Making Bengaluru’s Water Supply and Sewerage Board Financially Sustainable
Bengaluru, the capital of the Indian state of Karnataka, has grown tremendously over the last decade, with its population now estimated at 8.42 million (from 5.1 million in 2001).
Bengaluru, the capital of the Indian state of Karnataka, has grown tremendously over the last decade, with its population now estimated at 8.42 million (from 5.1 million in 2001). Among other issues, the increasing growth of the city has resulted in greater pressure on the existing urban water supply system. Additional stress comes from the fact that the state is endowed with limited surface and ground-water resources. The Bangalore Water Supply and Sewerage Board (BWSSB), a statutory board created in 1964 by the Government of Karnataka State, is the foremost governmental agency accountable for water supply to the city of Bengaluru. It has been increasingly recognised that the financial sustainability and increased levels of efficiency in BWSSB’s operations are important to achieve systematic management of the State’s scarce water resources and ensuring universal coverage of water supply in the city.
BWSSB now supplies approximately 900 million litres of water to Bengaluru city a day (MLD). Even though the water boards in India are statutorily independent and directed by the policy framework to be financially self-sufficient, BWSSB has rarely returned a profit at an overall level. Close scrutiny would reveal how political interference in setting tariffs, rising levels of un-accounted for water; and increasing capital expenditure on expansion of water networks have hurt its finances.
First, a statutory board such as BWSSB was created with an objective of introducing commercial logic into Bengaluru’s water supply and sanitation sector. However in reality, politicians set user charges with short-term objectives, resulting in low user tariffs, lack of attention to total cost recovery and mounting losses. Second, out of the 900 MLD that the BWSSB supplies to the city, approximately 45 per cent of the water amounts to un-accounted for water (UFW), which is the difference between water produced minus water consumed and water in store. This is notable since the market value of BWSSB’s UFW is more than its total yearly debt servicing liability. Third, in view of a dramatic increase in Bengaluru’s population over the last decade, BWSSB has undertaken initiatives to bridge the demand and supply gap by increasing water supply capacity. Its supply-driven strategies gave less importance to ‘demand’ management, causing significant capital investments. In order to fund its expansion and service area coverage, it raised debt from external bodies. However, with low revenue recovery, BWSSB is unable to service the mounting debt.
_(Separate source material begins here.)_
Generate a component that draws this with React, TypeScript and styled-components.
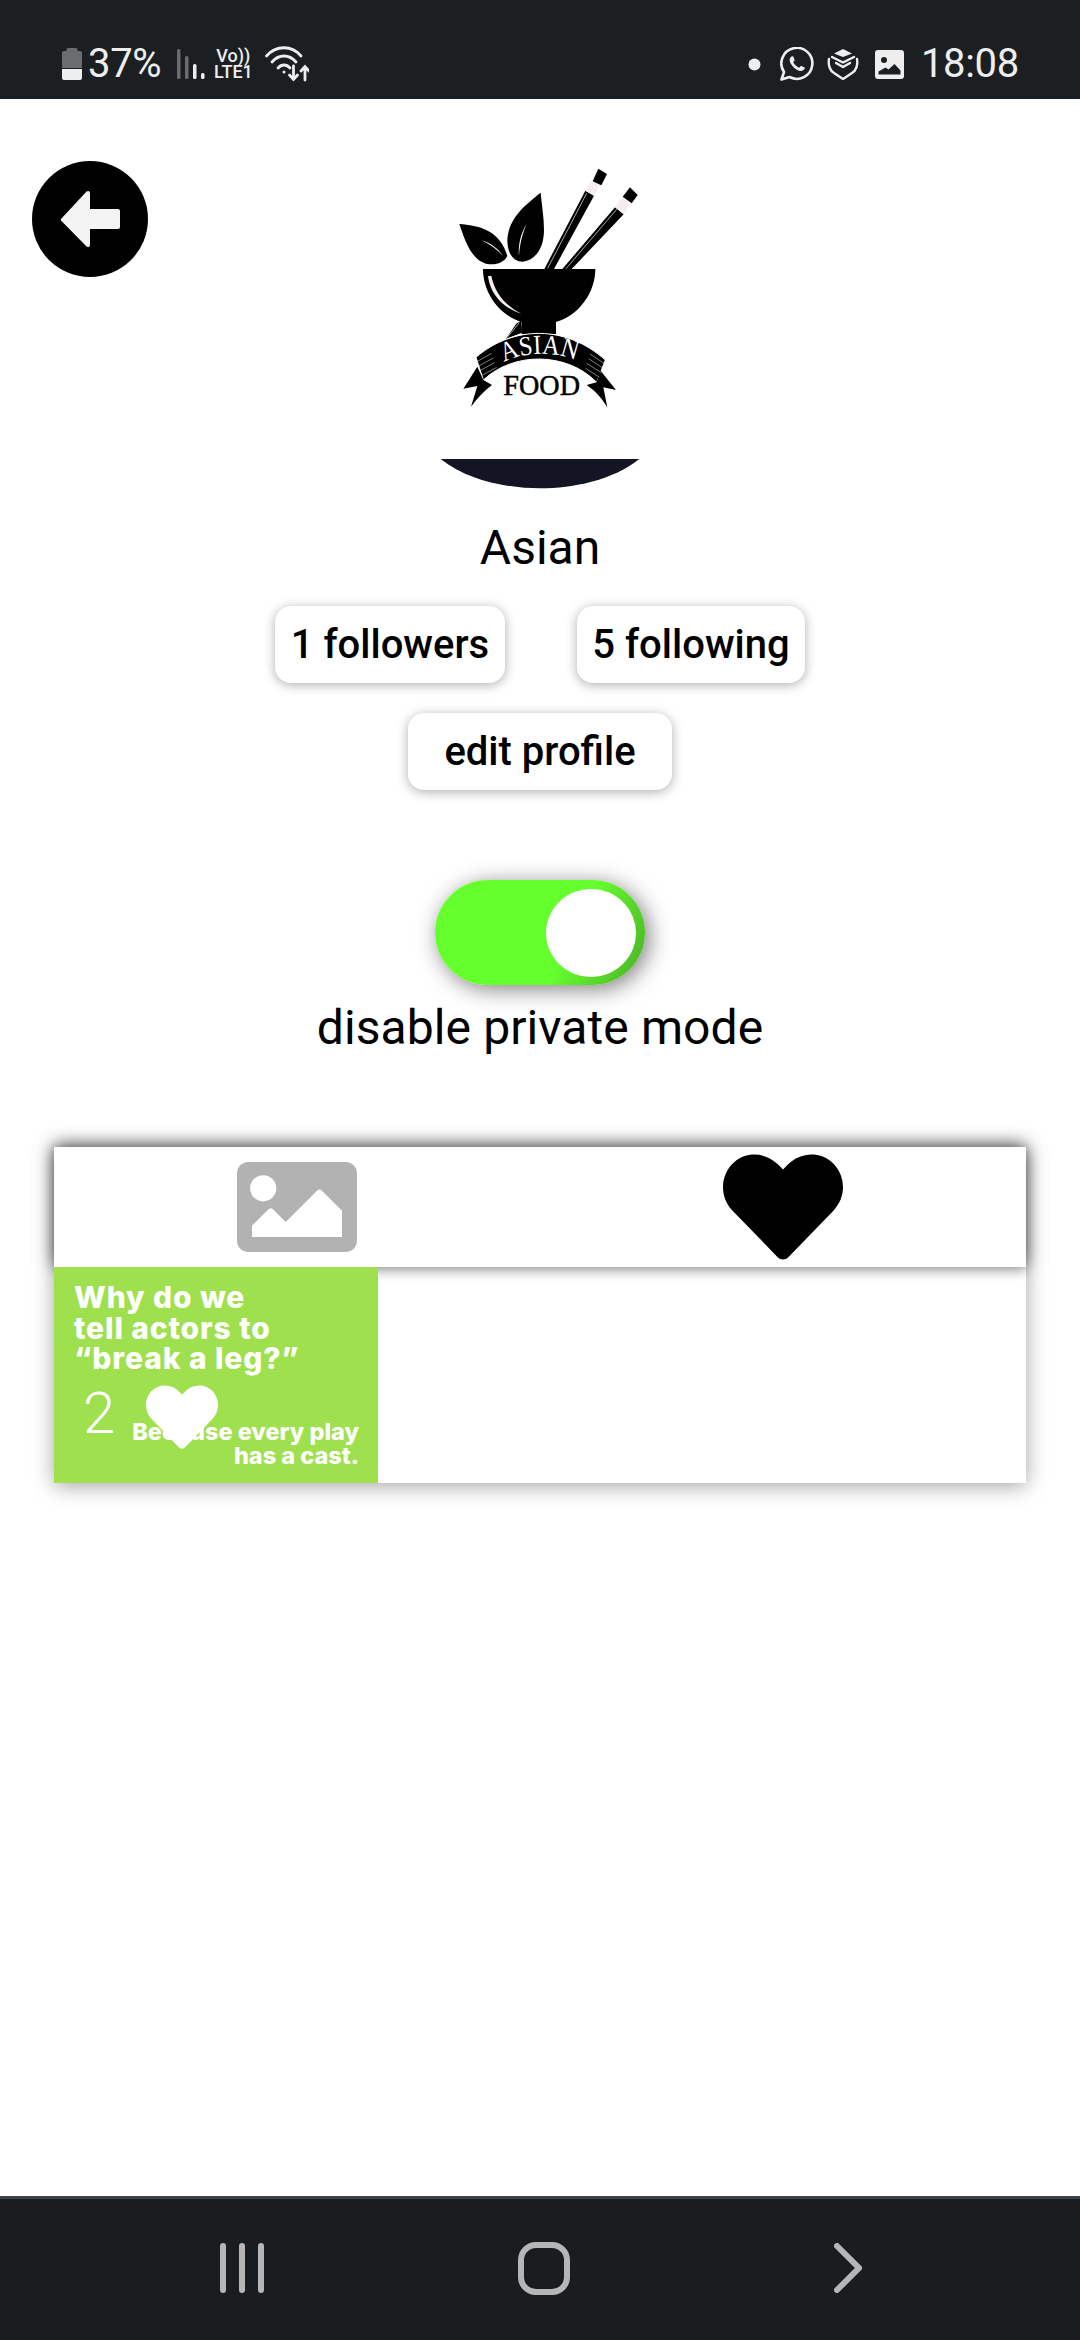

Looking at the past decisions and alternatives that the BWSSB has chosen, the supply enhancement of water has been given high priority and the Board has failed to incorporate either ‘demand management’ or ‘water conservation’ programmes in its policies. If it chooses to maintain status quo, it would lead to macro-economic pressures via the budget and inefficient resource allocation. However, BWSSB has alternatives: it can increase the water tariff for the high-income segment in Bengaluru city or it can outsource the operation and maintenance (O&M) of water supply network with an emphasis on reducing UFW. These proposals can help the Board in improving its profitability and are explained further, in detail.
One way to evaluate tariff increase is the typical cost-plus method. Another way is to look at the market’s ability to pay. In this regard, BWSSB can arrive at an optimal tariff for Bengaluru city based on ‘affordability-analysis’. To amplify this further, Bengaluru is home to a large number of extremely wealthy denizens, including 10,000 millionaires, lifting its per capita income to twice that of the Indian average. Bengaluru city’s real incomes grew by 73 per cent between 1998 and 2005. However, if one were to calculate the expenditure on water supply as percentage of the wealthy households’ income, it would work out to an average of 1.5 per cent of their household income (or even lesser). Given that it is a generally accepted as norm by international development banks that expenditure on water supply could go up to, but not exceed 3–4 per cent of the household income, a case can be made for a targeted tariff increase for households in the higher income segments.
The second alternative for the BWSSB is to involve private sector in a performance management agreement for the O&M of the entire water supply services. This has the potential to increase the water availability from existing facilities and substantial revenue and profit potential. Assuming a 5 per cent reduction in UFW each year over 5 years, BWSSB could reduce the UFW to approximately 20 per cent This is achievable considering it was operating at a 17 per cent UFW level in 2004.
Taking into account political realities, while a targeted tariff increase for the high-income segment can help achieve the profitability objective much faster, in the short-run, BWSSB could pursue the alternative of outsourcing O&M of supply network with an emphasis on reducing UFW. The latter is likely to be a less controversial choice. In conclusion, the BWSSB can achieve this only with the backing extended by the political representatives. This is, however, not impossible as a case of such an initiative already exists in smaller towns of Karnataka.